Having or not having iodine is not a problem. The controversy is about anti-caking ingredients. 

I think someone caught the other one- baking soda is Sodium bicarbonate.


----------



## strat_guy (Dec 29, 2014)

Hoppy- Mixed up my elements. Noted and changed.

Hoppy and jrill- Not to be a stick in the mud  but I like DIY stuff just for the fun of it. I mean yeah, its a lot easier to go spend $100 on a canister filter and be done with it, but its more rewarding to build one that takes like a week to find all the parts and put it together. As far as being cheaper, I don't know about at other places in the world, but I can find this stuff here in Chicagoland at places I go to frequently anyway, so why spend the money on shipping? I found stump remover at Menard's literally 2 min from my house, and I'm there at least once a week anyway. Not to mention, I run low tech tanks so I dose super low anyway, so I'm not concerned with having a bunch of dry stuff sitting around.

Aside from all that, why not have a list? If for no better reason, its more information to have on hand, even if its not all that useful to most people.


----------



## Diana (Jan 14, 2010)

I get some of these things at the recycling center near me. 
So far:
Stump remover
Jobes fertilizer spikes
Calcium chloride
Epsom Salt
Aquarium, pond and swimming pool test kits (just gotta watch the way they report the results, which of different units they use)
Soils test kit (helpful to know where in the garden to dispose of the used aquarium water)
Substrate fertilizer tablets
Dechlor

So, knowing the alternative uses for certain things means I am getting them for free.


----------



## strat_guy (Dec 29, 2014)

Free is good!


----------



## Hilde (May 19, 2008)

strat_guy said:


> list of fertilizer alternatives all in one place. The ones I know of are:
> 
> Fertilizers:
> KHCO3 (Potassium bicarbonate), supplies potassium, raises carbonate levels- *Health food ingredient, Brewing ingredient*


I was searching to see if anyone is using peroxide to boost Co2 and came across this thread. I don't understand fert alternative. Could someone clarify it?


----------



## nilocg (Jul 12, 2010)

Hilde said:


> I was searching to see if anyone is using peroxide to boost Co2 and came across this thread. I don't understand fert alternative. Could someone clarify it?


How would H2O2 increase co2?


----------



## Hilde (May 19, 2008)

nilocg said:


> How would H2O2 increase co2?


 It was something I read a few years back. Was searching for the thread with no results. Dosing with it has softened my water.


----------



## nilocg (Jul 12, 2010)

Hilde said:


> It was something I read a few years back. Was searching for the thread with no results. Dosing with it has softened my water.


That's interesting, Ive never heard anything about that.


----------



## natemcnutty (May 26, 2016)

Umm, hydrogen peroxide disassociates into water and the peroxide anion.

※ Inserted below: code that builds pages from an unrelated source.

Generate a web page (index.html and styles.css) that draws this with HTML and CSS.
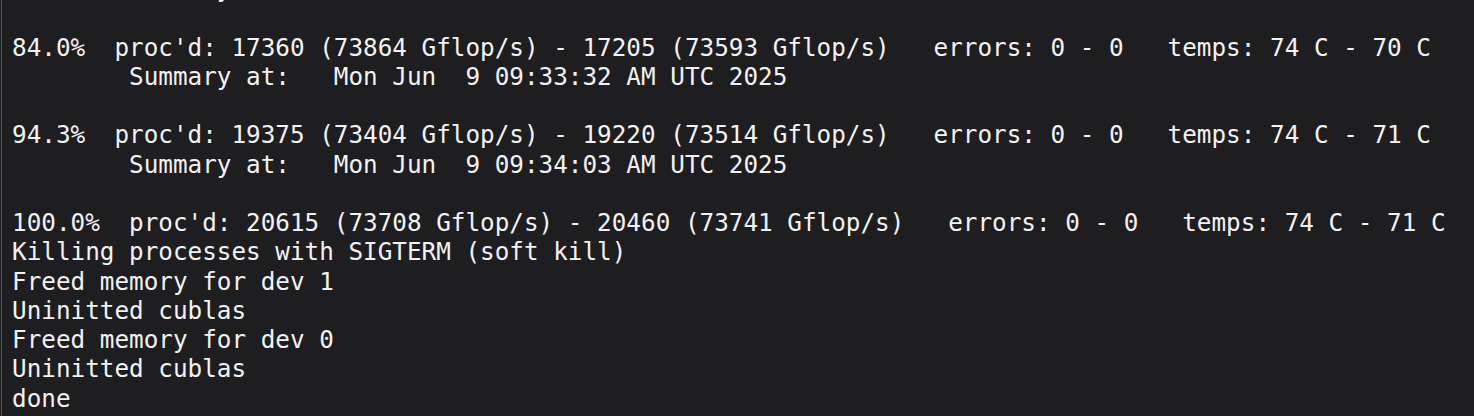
FILE: index.html
```html
<!DOCTYPE html>
<html>
<head>
<meta charset="utf-8">
<link rel="stylesheet" href="styles.css">
</head>
<body>
<div class="terminal">
<pre class="output">        Summary at:   Mon Jun  9 09:33:01 AM UTC 2025

84.0%  proc'd: 17360 (73864 Gflop/s) - 17205 (73593 Gflop/s)   errors: 0 - 0   temps: 74 C - 70 C
        Summary at:   Mon Jun  9 09:33:32 AM UTC 2025

94.3%  proc'd: 19375 (73404 Gflop/s) - 19220 (73514 Gflop/s)   errors: 0 - 0   temps: 74 C - 71 C
        Summary at:   Mon Jun  9 09:34:03 AM UTC 2025

100.0%  proc'd: 20615 (73708 Gflop/s) - 20460 (73741 Gflop/s)   errors: 0 - 0   temps: 74 C - 71 C
Killing processes with SIGTERM (soft kill)
Freed memory for dev 1
Uninitted cublas
Freed memory for dev 0
Uninitted cublas
done</pre>
</div>
</body>
</html>
```
FILE: styles.css
```css
html, body {
  margin: 0;
  padding: 0;
  background: #1e1d20;
  height: 100%;
  overflow: hidden;
}
.terminal {
  height: 100%;
  margin-left: 1px;
  border-left: 1px solid #56565a;
  box-shadow: inset 1px 0 0 #1a1a1c;
  background: #1e1d20;
  padding-left: 10px;
  overflow: hidden;
}
.output {
  margin: -26px 0 0 0;
  font-family: "DejaVu Sans Mono", "Liberation Mono", monospace;
  font-size: 24.3px;
  line-height: 29.25px;
  color: #f2f2f2;
  white-space: pre;
}
```
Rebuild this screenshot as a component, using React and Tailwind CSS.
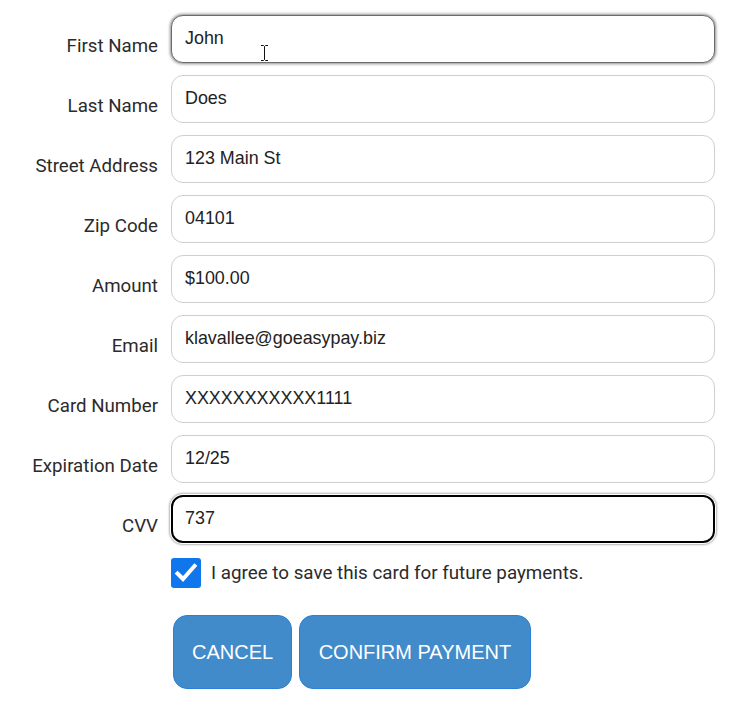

Light and iron are catalysts that will give you the resulting O2. It shouldn't soften water from a CaCO3 standpoint, but it could definitely precipitate out your iron.

Sent from my Nexus 6 using Tapatalk


----------



## rezco (Jan 25, 2012)

How about dolomite as a GH booster?


----------



## Hilde (May 19, 2008)

rezco said:


> How about dolomite as a GH booster?


Tried in gravel form and it didn't do anything. It can be found in powder form from supplement suppliers like the vitamin shoppe.


----------